Analizando el caso de Jesús de Nazareth, se nota que El, también encarnó el dolor de la soledad. En su nacimiento, no «encontró un lugar» y su madre lo dio a luz en las afueras de la población y a los pocos días, bajo el cuidado de José tuvieron que huir en exilio (desplazados por la violencia) y vivir como extranjeros.

Luego, al comienzo de la vida pública debió enfrentar sus tentaciones en medio del desierto. Y todo esto encuentra culmen en el momento de la pasión, que comienza por una sensación terrible de soledad en el huerto, tanto que lo expresa como reclamo a sus discípulos.

Ya en el momento mismo de la Cruz, casi todos sus seguidores lo habían abandonado, lo negaron, lo traicionaron. Únicamente algunas mujeres, su madre y un discípulo estaban con Él. Sin embargo se seguía sintiendo tan solo que llama al cielo gritando en su agonía: «¿Padre, Padre por qué me has abandonado?».  ¿Acaso no nos hemos sentido algunas veces así? El vivió la radicalidad de la soledad de la muerte, por la cual todos debemos pasar.

Ahora cómo podemos creer que un Dios que vivió esta experiencia de soledad pueda estar indiferente y que abandone al que sufre? Dios está ahí, acompañando, curando y abrazando en medio de la noche. Pero necesita de nuestras manos, de nuestra ternura, de nuestra generosidad, de nuestra fortaleza para vencer el miedo y acercarnos al otro, de nuestro oído atento para escuchar, nuestro deseo de amar sin interés ni manipulaciones.
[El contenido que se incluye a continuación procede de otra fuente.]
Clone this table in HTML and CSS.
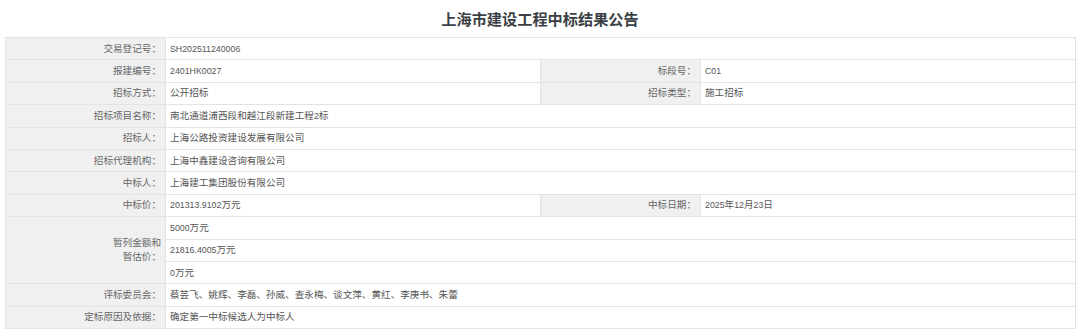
FILE: index.html
```html
<!DOCTYPE html>
<html lang="zh-CN">
<head>
<meta charset="utf-8">
<title>上海市建设工程中标结果公告</title>
<link rel="stylesheet" href="styles.css">
</head>
<body>
<div class="page">
  <h1 class="title">上海市建设工程中标结果公告</h1>
  <table class="info">
    <colgroup>
      <col class="c-label"><col class="c-value"><col class="c-label"><col class="c-value">
    </colgroup>
    <tbody>
      <tr><td class="label">交易登记号：</td><td class="value" colspan="3"><span class="lat">SH202511240006</span></td></tr>
      <tr><td class="label">报建编号：</td><td class="value"><span class="lat">2401HK0027</span></td><td class="label">标段号：</td><td class="value"><span class="lat">C01</span></td></tr>
      <tr><td class="label">招标方式：</td><td class="value">公开招标</td><td class="label">招标类型：</td><td class="value">施工招标</td></tr>
      <tr><td class="label">招标项目名称：</td><td class="value" colspan="3">南北通道浦西段和越江段新建工程<span class="lat">2</span>标</td></tr>
      <tr><td class="label">招标人：</td><td class="value" colspan="3">上海公路投资建设发展有限公司</td></tr>
      <tr><td class="label">招标代理机构：</td><td class="value" colspan="3">上海中鑫建设咨询有限公司</td></tr>
      <tr><td class="label">中标人：</td><td class="value" colspan="3">上海建工集团股份有限公司</td></tr>
      <tr><td class="label">中标价：</td><td class="value"><span class="lat">201313.9102</span>万元</td><td class="label">中标日期：</td><td class="value"><span class="lat">2025</span>年<span class="lat">12</span>月<span class="lat">23</span>日</td></tr>
      <tr><td class="label multi" rowspan="3">暂列金额和<br>暂估价：</td><td class="value" colspan="3"><span class="lat">5000</span>万元</td></tr>
      <tr><td class="value" colspan="3"><span class="lat">21816.4005</span>万元</td></tr>
      <tr><td class="value" colspan="3"><span class="lat">0</span>万元</td></tr>
      <tr><td class="label">评标委员会：</td><td class="value" colspan="3">蔡芸飞、姚辉、李磊、孙威、查永梅、谈文萍、黄红、李庚书、朱蕾</td></tr>
      <tr><td class="label">定标原因及依据：</td><td class="value" colspan="3">确定第一中标候选人为中标人</td></tr>
    </tbody>
  </table>
</div>
</body>
</html>
```

FILE: styles.css
```css
html, body {
  margin: 0;
  padding: 0;
  background: #ffffff;
}

body {
  font-family: "Liberation Sans", "Noto Sans CJK SC", sans-serif;
  color: #555555;
}

.page {
  padding: 0 5px;
}

.title {
  margin: 0;
  height: 37px;
  line-height: 37px;
  text-align: center;
  font-size: 15.2px;
  font-weight: bold;
  color: #3a3f45;
  font-family: "Noto Sans CJK SC", sans-serif;
}

.info {
  width: 1070px;
  table-layout: fixed;
  border-collapse: collapse;
  font-size: 9.6px;
}

.c-label { width: 160px; }
.c-value { width: 375px; }

.info td {
  border: 1px solid #e3e3e3;
  height: 22.4px;
  line-height: 14px;
  vertical-align: middle;
  box-sizing: border-box;
}

.label {
  padding: 0 4px 0 5px;
  background: #f0f0f0;
  color: #666666;
  text-align: right;
}

.value {
  padding: 0 5px 0 4px;
  background: #ffffff;
  color: #555555;
  text-align: left;
}

.lat {
  font-size: 8.8px;
}
```
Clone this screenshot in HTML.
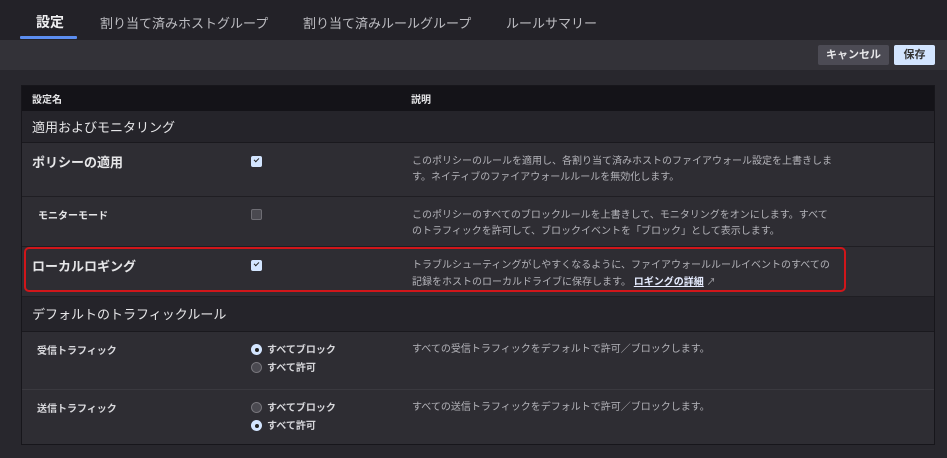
<!DOCTYPE html>
<html><head><meta charset="utf-8"><style>
*{box-sizing:border-box;margin:0;padding:0}
body{width:947px;height:458px;background:#28272d;font-family:"Liberation Sans","Noto Sans CJK JP",sans-serif;color:#e6e6e8;position:relative;overflow:hidden}
.tabs{position:absolute;left:0;top:0;width:947px;height:40px;background:#232228}
.tab{position:absolute;top:13px;font-size:13px;color:#bdbdc2}
.tab.a{color:#f0f0f2;font-weight:bold;font-size:14px;top:12px}
.ul{position:absolute;left:20px;top:36px;width:57px;height:3px;background:#5b8df0;border-radius:1px}
.bar{position:absolute;left:0;top:40px;width:947px;height:30px;background:#333238}
.btn{position:absolute;top:45px;height:20px;font-size:11px;font-weight:bold;text-align:center;line-height:20px;border-radius:2px}
.tbl{position:absolute;left:21px;top:85px;width:914px;height:360px;background:#2e2d33;border:1px solid #17161b}
.row{position:absolute;left:0;width:912px;border-top:1px solid #1f1e23}
.t{position:absolute;white-space:nowrap}
.d{position:absolute;left:390px;font-size:10px;line-height:16px;color:#b4b4ba;white-space:nowrap}
.cb{position:absolute;left:229px;width:11px;height:11px;border-radius:2px}
.on{background:#d3e5ff}
.on:after{content:"";position:absolute;left:3px;top:2px;width:4px;height:2px;border-left:1.5px solid #222;border-bottom:1.5px solid #222;transform:rotate(-45deg)}
.off{background:#4a4950;border:1px solid #6e6d74}
.rd{position:absolute;left:229px;width:11px;height:11px;border-radius:50%}
.ron{background:#d3e5ff}.ron:after{content:"";position:absolute;left:3.5px;top:3.5px;width:4px;height:4px;border-radius:50%;background:#222}
.roff{background:#4a4950;border:1px solid #77767c}
.rl{position:absolute;left:245px;font-size:10px;font-weight:bold;color:#d8d8dc}
</style></head><body>
<div class="tabs">
<div class="tab a" style="left:36px">設定</div>
<div class="tab" style="left:100px">割り当て済みホストグループ</div>
<div class="tab" style="left:303px">割り当て済みルールグループ</div>
<div class="tab" style="left:506px">ルールサマリー</div>
<div class="ul"></div>
</div>
<div class="bar"></div>
<div class="btn" style="left:818px;width:71px;background:#4c4b54;color:#e6e6e8">キャンセル</div>
<div class="btn" style="left:894px;width:41px;background:#d3e5ff;color:#333">保存</div>
<div class="tbl">
<div class="row" style="top:0;height:25px;background:#141318;border:none">
<div class="t" style="left:10px;top:5px;font-size:10px;font-weight:bold">設定名</div>
<div class="t" style="left:389px;top:5px;font-size:10px;font-weight:bold">説明</div></div>
<div class="row" style="top:25px;height:31px;background:#25242a;border:none">
<div class="t" style="left:10px;top:6px;font-size:13px">適用およびモニタリング</div></div>
<div class="row" style="top:56px;height:54px;border-top:1px solid #1a191e">
<div class="t" style="left:10px;top:9px;font-size:13px;font-weight:bold">ポリシーの適用</div>
<div class="cb on" style="top:13px"></div>
<div class="d" style="top:11px">このポリシーのルールを適用し、各割り当て済みホストのファイアウォール設定を上書きしま<br>す。ネイティブのファイアウォールルールを無効化します。</div></div>
<div class="row" style="top:110px;height:50px">
<div class="t" style="left:16px;top:10px;font-size:10px;font-weight:bold">モニターモード</div>
<div class="cb off" style="top:12px"></div>
<div class="d" style="top:11px">このポリシーのすべてのブロックルールを上書きして、モニタリングをオンにします。すべて<br>のトラフィックを許可して、ブロックイベントを「ブロック」として表示します。</div></div>
<div class="row" style="top:160px;height:50px">
<div class="t" style="left:10px;top:9px;font-size:13px;font-weight:bold">ローカルロギング</div>
<div class="cb on" style="top:13px"></div>
<div class="d" style="top:11px">トラブルシューティングがしやすくなるように、ファイアウォールルールイベントのすべての<br>記録をホストのローカルドライブに保存します。 <span style="color:#e6ecff;font-weight:bold;text-decoration:underline">ロギングの詳細</span> <span style="font-size:9px">↗</span></div></div>
<div class="row" style="top:210px;height:35px;background:#25242a">
<div class="t" style="left:10px;top:7px;font-size:13px">デフォルトのトラフィックルール</div></div>
<div class="row" style="top:245px;height:58px;border-top:1px solid #1a191e">
<div class="t" style="left:15px;top:10px;font-size:10px;font-weight:bold;color:#d8d8dc">受信トラフィック</div>
<div class="rd ron" style="top:12px"></div><div class="rl" style="top:9px">すべてブロック</div>
<div class="rd roff" style="top:30px"></div><div class="rl" style="top:27px">すべて許可</div>
<div class="d" style="top:10px">すべての受信トラフィックをデフォルトで許可／ブロックします。</div></div>
<div class="row" style="top:303px;height:56px;border-top:1px solid #3a393f">
<div class="t" style="left:15px;top:10px;font-size:10px;font-weight:bold;color:#d8d8dc">送信トラフィック</div>
<div class="rd roff" style="top:12px"></div><div class="rl" style="top:9px">すべてブロック</div>
<div class="rd ron" style="top:30px"></div><div class="rl" style="top:27px">すべて許可</div>
<div class="d" style="top:10px">すべての送信トラフィックをデフォルトで許可／ブロックします。</div></div>
</div>
<div style="position:absolute;left:24px;top:247px;width:822px;height:45px;border:2px solid #d0161a;border-radius:5px"></div>
</body></html>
No le echemos la culpa a Dios de nuestra soledad. Ella también puede llegar a ser una bendición y una gran maestra. Cuestionémonos que podemos hacer para aliviar el dolor del otro, comenzando por la propia familia y entorno. Únicamente se requiere un cambio en la forma de ver el mundo para sentirnos responsables unos de otros y cuidarnos con enorme cariño.